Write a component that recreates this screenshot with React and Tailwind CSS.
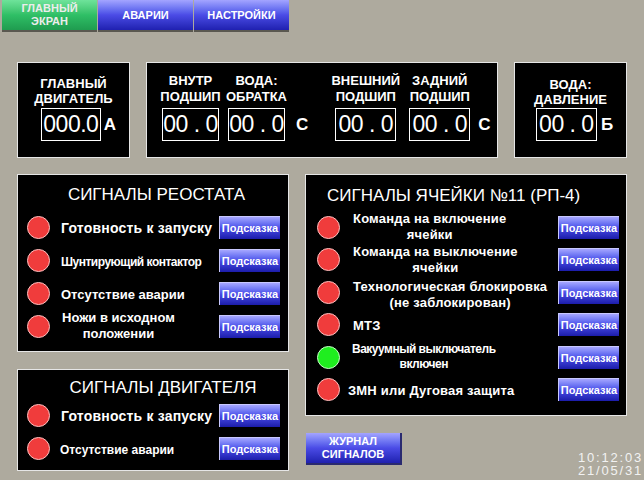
import React from "react";

const FONT = "font-['Liberation_Sans',Arial,sans-serif]";

function NavButton({ children, green }) {
  return (
    <button
      className={`w-[95px] h-[32px] flex items-center justify-center text-center text-[11px] leading-[13px] font-bold border-b-2 border-[#5a5850] ${
        green
          ? "bg-gradient-to-b from-[#6ee39a] via-[#2fbf66] to-[#1f9c4f] text-[#ececec]"
          : "bg-gradient-to-b from-[#a4a4ff] via-[#4b4be6] to-[#2020b0] text-white"
      }`}
    >
      {children}
    </button>
  );
}

function Hint() {
  return (
    <button className="w-[61px] h-[23px] shrink-0 flex items-center justify-center text-[11px] font-bold text-white bg-gradient-to-b from-[#a6a6ff] via-[#4a4ae8] to-[#1c1caa] border-t border-l border-[#c8c8ff] border-r-[#10106a] border-b-[#10106a]">
      Подсказка
    </button>
  );
}

function Lamp({ on }) {
  return (
    <div
      className={`w-[23px] h-[23px] rounded-full shrink-0 border ${
        on ? "bg-[#1fee1f] border-[#c8ffc8]" : "bg-[#f03c3c] border-[#ffc0c0]"
      }`}
    />
  );
}

function Value({ text, w }) {
  return (
    <div
      className={`${w} h-[33px] shrink-0 border border-white flex items-center justify-center text-[23px] leading-none tracking-[-0.5px] text-white whitespace-pre`}
    >
      {text}
    </div>
  );
}

function Gauge({ a, b, w }) {
  return (
    <div className={`${w} shrink-0 flex flex-col items-center`}>
      <div className="text-[13px] leading-[16px] font-bold text-white text-center whitespace-nowrap">
        {a}
        <br />
        {b}
      </div>
      <div className="mt-[3px]">
        <Value text="00 . 0" w={w} />
      </div>
    </div>
  );
}

function Unit({ children }) {
  return <div className="text-[17px] font-bold text-white leading-[33px]">{children}</div>;
}

function Row({ label, on, h, lampMl, textMl }) {
  return (
    <div className={`flex items-center ${h}`}>
      <div className={lampMl}>
        <Lamp on={on} />
      </div>
      <div className={`flex-1 ${textMl} text-white whitespace-nowrap`}>
        <div className="inline-block text-center">{label}</div>
      </div>
      <Hint />
    </div>
  );
}

const big = "text-[14px] leading-[16px] font-bold tracking-[0.2px]";
const narrow = "text-[12px] leading-[15px] font-bold tracking-[-0.5px]";
const plain12 = "text-[12px] leading-[15px] font-bold";
const mid = "text-[13px] leading-[16px] font-bold tracking-[0.2px]";
const mid0 = "text-[13px] leading-[16px] font-bold";

export default function App() {
  return (
    <div className={`w-[644px] h-[480px] bg-[#aeaa9e] overflow-hidden ${FONT}`}>
      {/* Navigation */}
      <div className="flex gap-px pl-[2px]">
        <NavButton green>
          ГЛАВНЫЙ
          <br />
          ЭКРАН
        </NavButton>
        <NavButton>АВАРИИ</NavButton>
        <NavButton>НАСТРОЙКИ</NavButton>
      </div>

      {/* Gauges */}
      <div className="flex gap-4 pl-[17px] mt-[30px]">
        <div className="w-[113px] h-[96px] bg-black border border-[#e6e6e6] flex flex-col items-center pt-[13px]">
          <div className="text-[13px] leading-[15px] font-bold text-white text-center">
            ГЛАВНЫЙ
            <br />
            ДВИГАТЕЛЬ
          </div>
          <div className="flex items-center gap-[3px] mt-[2px] ml-[10px]">
            <div className="w-[60px] h-[33px] border border-white flex items-center justify-center text-[23px] leading-none tracking-[-0.5px] text-white">
              000.0
            </div>
            <Unit>A</Unit>
          </div>
        </div>

        <div className="w-[352px] h-[96px] bg-black border border-[#e6e6e6] flex items-start pt-[10px] pl-[15px]">
          <Gauge a="ВНУТР" b="ПОДШИП" w="w-[57px]" />
          <div className="ml-[9px]">
            <Gauge a="ВОДА:" b="ОБРАТКА" w="w-[57px]" />
          </div>
          <div className="ml-[11px] mt-[35px]">
            <Unit>C</Unit>
          </div>
          <div className="ml-[27px]">
            <Gauge a="ВНЕШНИЙ" b="ПОДШИП" w="w-[61px]" />
          </div>
          <div className="ml-[13px]">
            <Gauge a="ЗАДНИЙ" b="ПОДШИП" w="w-[61px]" />
          </div>
          <div className="ml-[8px] mt-[35px]">
            <Unit>C</Unit>
          </div>
        </div>

        <div className="w-[113px] h-[96px] bg-black border border-[#e6e6e6] flex flex-col items-center pt-[14px]">
          <div className="text-[13px] leading-[15px] font-bold text-white text-center">
            ВОДА:
            <br />
            ДАВЛЕНИЕ
          </div>
          <div className="flex items-center gap-[4px] mt-[1px] ml-[8px]">
            <Value text="00 . 0" w="w-[61px]" />
            <Unit>Б</Unit>
          </div>
        </div>
      </div>

      {/* Signals */}
      <div className="flex gap-4 pl-[17px] mt-4">
        <div className="w-[272px] flex flex-col gap-[17px]">
          <div className="h-[178px] bg-black border border-[#e6e6e6] pt-[10px] pr-[8px]">
            <div className="text-[17px] leading-[20px] text-white text-center pl-[15px]">СИГНАЛЫ РЕОСТАТА</div>
            <div className="mt-[6px]">
              <Row h="h-[33px]" lampMl="ml-[9px]" textMl="ml-[11px]" label={<span className={big}>Готовность к запуску</span>} />
              <Row h="h-[33px]" lampMl="ml-[9px]" textMl="ml-[11px]" label={<span className={narrow}>Шунтирующий контактор</span>} />
              <Row h="h-[33px]" lampMl="ml-[9px]" textMl="ml-[11px]" label={<span className={mid0}>Отсутствие аварии</span>} />
              <Row
                h="h-[33px]"
                lampMl="ml-[9px]"
                textMl="ml-[12px]"
                label={
                  <div className={`${mid0} mt-[2px]`}>
                    Ножи в исходном
                    <br />
                    положении
                  </div>
                }
              />
            </div>
          </div>

          <div className="h-[102px] bg-black border border-[#e6e6e6] pt-[8px] pr-[8px]">
            <div className="text-[17px] leading-[20px] text-white text-center pl-[28px]">СИГНАЛЫ ДВИГАТЕЛЯ</div>
            <div className="mt-[1px]">
              <Row h="h-[33px]" lampMl="ml-[9px]" textMl="ml-[11px]" label={<span className={big}>Готовность к запуску</span>} />
              <Row h="h-[33px]" lampMl="ml-[9px]" textMl="ml-[10px]" label={<span className={plain12}>Отсутствие аварии</span>} />
            </div>
          </div>
        </div>

        <div className="flex-1 flex flex-col">
          <div className="w-[322px] h-[242px] bg-black border border-[#e6e6e6] pt-[11px] pr-[7px]">
            <div className="text-[17px] leading-[20px] text-white pl-[21px]">СИГНАЛЫ ЯЧЕЙКИ №11 (РП-4)</div>
            <div className="mt-[5px]">
              <Row
                h="h-[32.5px]"
                lampMl="ml-[11px]"
                textMl="ml-[13px]"
                label={
                  <div className={`${mid} mt-[3px]`}>
                    Команда на включение
                    <br />
                    ячейки
                  </div>
                }
              />
              <Row
                h="h-[32.5px]"
                lampMl="ml-[11px]"
                textMl="ml-[13px]"
                label={
                  <div className={`${mid} mt-[3px]`}>
                    Команда на выключение
                    <br />
                    ячейки
                  </div>
                }
              />
              <Row
                h="h-[32.5px]"
                lampMl="ml-[11px]"
                textMl="ml-[13px]"
                label={
                  <div className={`${mid} mt-[9px]`}>
                    Технологическая блокировка
                    <br />
                    (не заблокирован)
                  </div>
                }
              />
              <Row h="h-[32.5px]" lampMl="ml-[11px]" textMl="ml-[13px]" label={<span className={mid}>МТЗ</span>} />
              <Row
                on
                h="h-[32.5px]"
                lampMl="ml-[11px]"
                textMl="ml-[12px]"
                label={
                  <div className={`${narrow} tracking-[-0.3px] mt-[2px]`}>
                    Вакуумный выключатель
                    <br />
                    включен
                  </div>
                }
              />
              <Row h="h-[32.5px]" lampMl="ml-[11px]" textMl="ml-[8px]" label={<span className={mid}>ЗМН или Дуговая защита</span>} />
            </div>
          </div>

          <div className="flex items-start mt-[17px]">
            <button className="w-[96px] h-[32px] ml-px text-[11px] leading-[13px] font-bold text-white text-center bg-gradient-to-b from-[#a4a4ff] via-[#4b4be6] to-[#2020b0] border-b-2 border-r-2 border-[#2a2a70]">
              ЖУРНАЛ
              <br />
              СИГНАЛОВ
            </button>
            <div className="ml-auto mt-[18px] pr-px flex flex-col items-end text-[13px] leading-[13px] tracking-[1.8px] text-[#f2f2f2]">
              <div>10:12:03</div>
              <div>21/05/31</div>
            </div>
          </div>
        </div>
      </div>
    </div>
  );
}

• Stated task: Collect, from the material above, every line containing the word "React".

• The response:
Write a component that recreates this screenshot with React and Tailwind CSS.
import React from "react";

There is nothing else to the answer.